_Stated task_
State how many lines of the records contain the string "this", and give no other information.

─── Dataset extract

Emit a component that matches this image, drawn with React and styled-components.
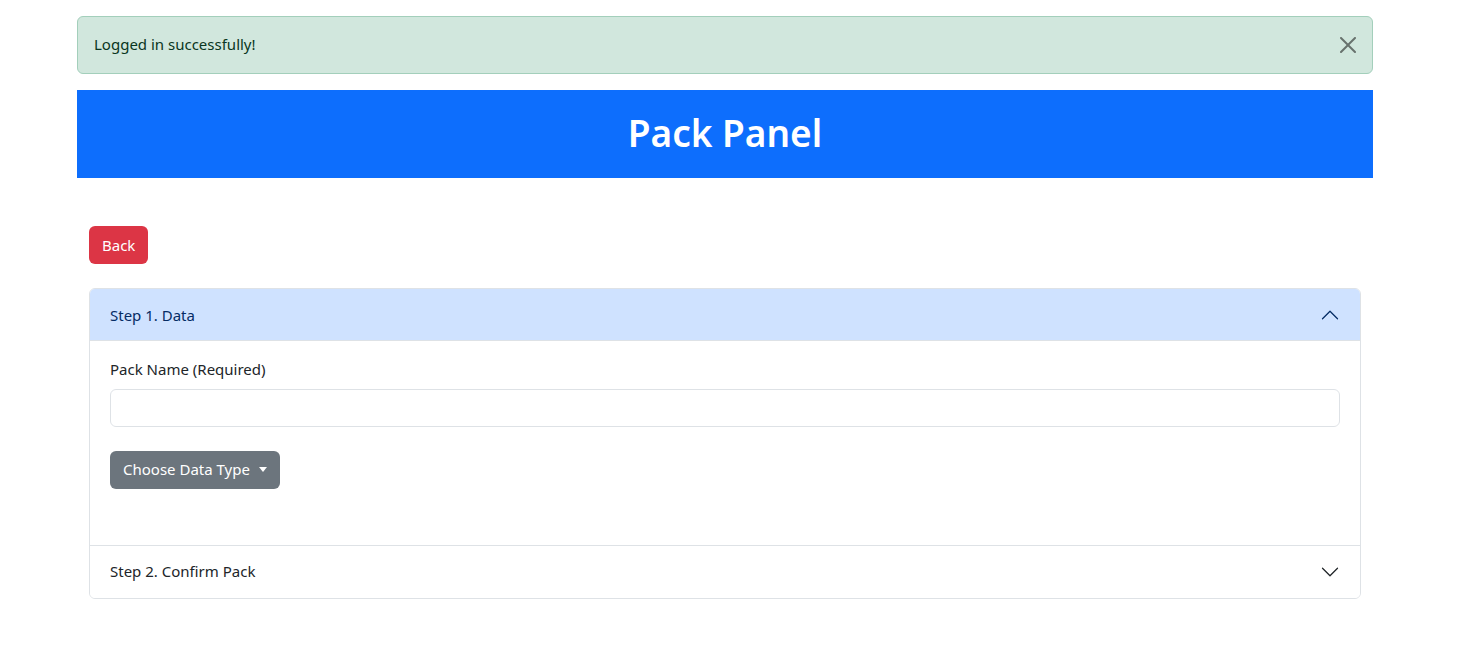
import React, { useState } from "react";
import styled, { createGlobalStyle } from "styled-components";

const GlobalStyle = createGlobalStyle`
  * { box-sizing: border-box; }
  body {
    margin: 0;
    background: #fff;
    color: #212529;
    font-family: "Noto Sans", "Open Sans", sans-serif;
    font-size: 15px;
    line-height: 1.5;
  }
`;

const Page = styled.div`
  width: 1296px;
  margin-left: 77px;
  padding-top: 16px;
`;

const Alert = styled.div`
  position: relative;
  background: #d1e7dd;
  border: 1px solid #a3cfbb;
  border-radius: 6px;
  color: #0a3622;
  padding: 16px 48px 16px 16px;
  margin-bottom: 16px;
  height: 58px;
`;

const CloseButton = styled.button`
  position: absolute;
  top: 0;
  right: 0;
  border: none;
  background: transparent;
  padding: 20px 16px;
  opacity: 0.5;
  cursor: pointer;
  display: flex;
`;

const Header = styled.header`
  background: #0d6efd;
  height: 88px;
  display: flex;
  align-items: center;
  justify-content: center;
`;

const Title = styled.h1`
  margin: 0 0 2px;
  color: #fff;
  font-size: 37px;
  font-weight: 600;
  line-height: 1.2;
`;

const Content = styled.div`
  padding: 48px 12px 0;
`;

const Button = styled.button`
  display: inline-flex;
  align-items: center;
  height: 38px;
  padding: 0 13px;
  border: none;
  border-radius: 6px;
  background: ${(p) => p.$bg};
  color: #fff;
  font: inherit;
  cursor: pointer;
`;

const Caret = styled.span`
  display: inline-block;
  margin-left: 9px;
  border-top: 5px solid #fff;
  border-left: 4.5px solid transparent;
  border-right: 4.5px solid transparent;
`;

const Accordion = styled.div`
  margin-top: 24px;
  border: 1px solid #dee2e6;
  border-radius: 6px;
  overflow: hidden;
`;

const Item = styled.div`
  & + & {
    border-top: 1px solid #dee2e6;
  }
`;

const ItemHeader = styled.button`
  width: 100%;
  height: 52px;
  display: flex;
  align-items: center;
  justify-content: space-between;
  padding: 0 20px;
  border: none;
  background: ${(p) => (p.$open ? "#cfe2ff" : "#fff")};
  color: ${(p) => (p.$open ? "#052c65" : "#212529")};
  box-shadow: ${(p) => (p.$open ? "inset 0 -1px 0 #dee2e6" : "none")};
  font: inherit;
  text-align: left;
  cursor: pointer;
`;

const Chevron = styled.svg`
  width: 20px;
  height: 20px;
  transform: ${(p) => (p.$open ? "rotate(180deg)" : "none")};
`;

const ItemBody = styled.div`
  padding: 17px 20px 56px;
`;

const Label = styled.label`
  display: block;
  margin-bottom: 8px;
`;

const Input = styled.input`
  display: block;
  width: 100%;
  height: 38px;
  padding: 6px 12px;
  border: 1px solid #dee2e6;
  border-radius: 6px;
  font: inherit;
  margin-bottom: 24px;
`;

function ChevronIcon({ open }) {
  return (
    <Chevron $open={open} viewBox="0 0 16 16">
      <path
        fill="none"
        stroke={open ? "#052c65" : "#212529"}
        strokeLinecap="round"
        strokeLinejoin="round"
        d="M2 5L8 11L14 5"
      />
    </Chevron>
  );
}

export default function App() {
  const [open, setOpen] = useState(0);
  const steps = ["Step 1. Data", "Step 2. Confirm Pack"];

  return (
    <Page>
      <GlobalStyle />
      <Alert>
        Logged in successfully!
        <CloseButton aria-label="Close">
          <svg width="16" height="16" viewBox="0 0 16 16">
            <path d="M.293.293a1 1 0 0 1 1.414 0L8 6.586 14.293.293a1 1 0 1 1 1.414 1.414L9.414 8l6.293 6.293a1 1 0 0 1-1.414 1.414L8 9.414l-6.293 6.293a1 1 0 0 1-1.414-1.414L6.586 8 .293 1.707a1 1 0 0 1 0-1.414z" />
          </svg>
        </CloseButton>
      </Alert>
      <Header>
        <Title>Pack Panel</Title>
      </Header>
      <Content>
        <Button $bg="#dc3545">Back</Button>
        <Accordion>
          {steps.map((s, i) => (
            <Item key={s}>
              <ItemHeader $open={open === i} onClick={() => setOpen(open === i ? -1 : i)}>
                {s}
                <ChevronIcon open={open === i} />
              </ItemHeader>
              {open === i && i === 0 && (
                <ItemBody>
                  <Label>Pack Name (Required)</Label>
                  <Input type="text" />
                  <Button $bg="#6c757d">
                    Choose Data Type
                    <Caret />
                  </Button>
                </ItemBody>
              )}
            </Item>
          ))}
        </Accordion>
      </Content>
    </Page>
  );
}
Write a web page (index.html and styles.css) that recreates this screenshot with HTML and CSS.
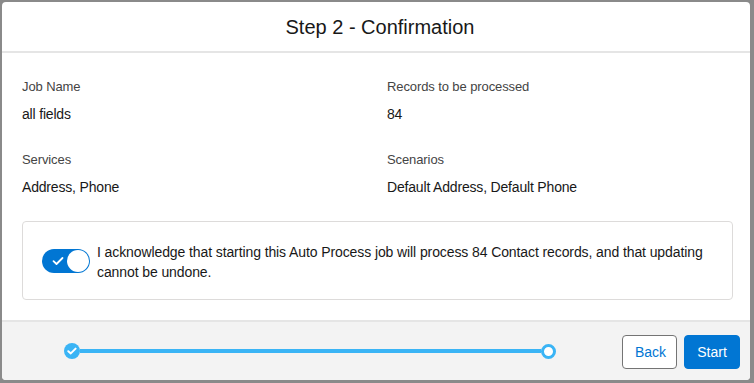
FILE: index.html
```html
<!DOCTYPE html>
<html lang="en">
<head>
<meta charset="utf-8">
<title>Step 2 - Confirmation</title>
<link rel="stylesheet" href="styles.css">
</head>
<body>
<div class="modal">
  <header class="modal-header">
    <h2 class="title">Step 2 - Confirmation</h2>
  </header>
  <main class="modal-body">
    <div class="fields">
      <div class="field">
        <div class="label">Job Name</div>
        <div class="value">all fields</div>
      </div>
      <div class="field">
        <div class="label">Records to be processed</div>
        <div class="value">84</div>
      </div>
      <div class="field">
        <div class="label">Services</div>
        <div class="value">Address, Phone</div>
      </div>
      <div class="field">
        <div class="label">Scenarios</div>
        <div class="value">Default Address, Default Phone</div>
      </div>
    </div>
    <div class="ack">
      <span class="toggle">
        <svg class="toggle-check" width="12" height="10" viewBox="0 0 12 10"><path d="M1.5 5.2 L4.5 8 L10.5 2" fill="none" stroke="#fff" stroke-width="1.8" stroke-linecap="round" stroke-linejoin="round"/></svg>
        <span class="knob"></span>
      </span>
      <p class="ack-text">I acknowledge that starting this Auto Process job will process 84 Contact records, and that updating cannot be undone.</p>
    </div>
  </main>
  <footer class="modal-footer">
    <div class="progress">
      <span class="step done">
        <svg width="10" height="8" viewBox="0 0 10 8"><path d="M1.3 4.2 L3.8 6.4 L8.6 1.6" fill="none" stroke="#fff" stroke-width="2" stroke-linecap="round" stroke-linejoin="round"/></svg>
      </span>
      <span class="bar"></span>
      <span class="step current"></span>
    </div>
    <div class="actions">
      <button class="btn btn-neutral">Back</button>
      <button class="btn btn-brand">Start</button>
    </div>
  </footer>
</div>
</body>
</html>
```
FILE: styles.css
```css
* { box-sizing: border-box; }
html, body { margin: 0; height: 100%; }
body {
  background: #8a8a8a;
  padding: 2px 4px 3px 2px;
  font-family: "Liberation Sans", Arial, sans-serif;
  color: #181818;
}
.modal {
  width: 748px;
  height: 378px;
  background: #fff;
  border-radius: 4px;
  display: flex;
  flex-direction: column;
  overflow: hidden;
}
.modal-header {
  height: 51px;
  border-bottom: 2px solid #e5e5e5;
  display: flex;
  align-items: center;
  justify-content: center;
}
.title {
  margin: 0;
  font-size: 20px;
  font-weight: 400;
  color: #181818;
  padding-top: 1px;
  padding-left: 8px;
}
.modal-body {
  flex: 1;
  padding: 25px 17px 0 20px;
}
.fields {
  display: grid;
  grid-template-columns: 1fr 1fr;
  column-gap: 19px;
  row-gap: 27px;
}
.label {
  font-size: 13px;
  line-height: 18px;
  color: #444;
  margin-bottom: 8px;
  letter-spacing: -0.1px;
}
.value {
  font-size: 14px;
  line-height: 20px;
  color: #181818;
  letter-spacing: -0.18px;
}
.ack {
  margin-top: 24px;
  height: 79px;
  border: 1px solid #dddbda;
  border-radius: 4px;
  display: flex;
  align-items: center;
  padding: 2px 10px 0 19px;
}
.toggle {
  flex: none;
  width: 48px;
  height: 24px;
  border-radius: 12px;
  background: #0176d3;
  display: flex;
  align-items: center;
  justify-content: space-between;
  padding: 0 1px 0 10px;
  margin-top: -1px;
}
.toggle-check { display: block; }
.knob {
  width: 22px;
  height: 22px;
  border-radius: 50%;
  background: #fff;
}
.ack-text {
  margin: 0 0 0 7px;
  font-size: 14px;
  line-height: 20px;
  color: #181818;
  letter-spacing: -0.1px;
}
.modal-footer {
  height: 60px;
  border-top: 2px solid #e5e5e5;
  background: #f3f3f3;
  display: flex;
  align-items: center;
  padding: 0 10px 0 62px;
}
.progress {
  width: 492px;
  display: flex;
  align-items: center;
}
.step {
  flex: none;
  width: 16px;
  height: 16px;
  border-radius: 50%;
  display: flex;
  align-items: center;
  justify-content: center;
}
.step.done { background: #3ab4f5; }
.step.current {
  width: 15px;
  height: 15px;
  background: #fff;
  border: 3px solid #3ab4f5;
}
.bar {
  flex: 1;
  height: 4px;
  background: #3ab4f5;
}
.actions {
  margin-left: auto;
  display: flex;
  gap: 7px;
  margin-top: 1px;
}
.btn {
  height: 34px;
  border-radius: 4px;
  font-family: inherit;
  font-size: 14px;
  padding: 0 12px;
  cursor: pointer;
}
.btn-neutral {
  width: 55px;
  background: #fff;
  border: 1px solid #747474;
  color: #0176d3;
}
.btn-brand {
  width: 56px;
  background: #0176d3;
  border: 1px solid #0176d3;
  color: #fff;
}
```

──────

_The completed task_
3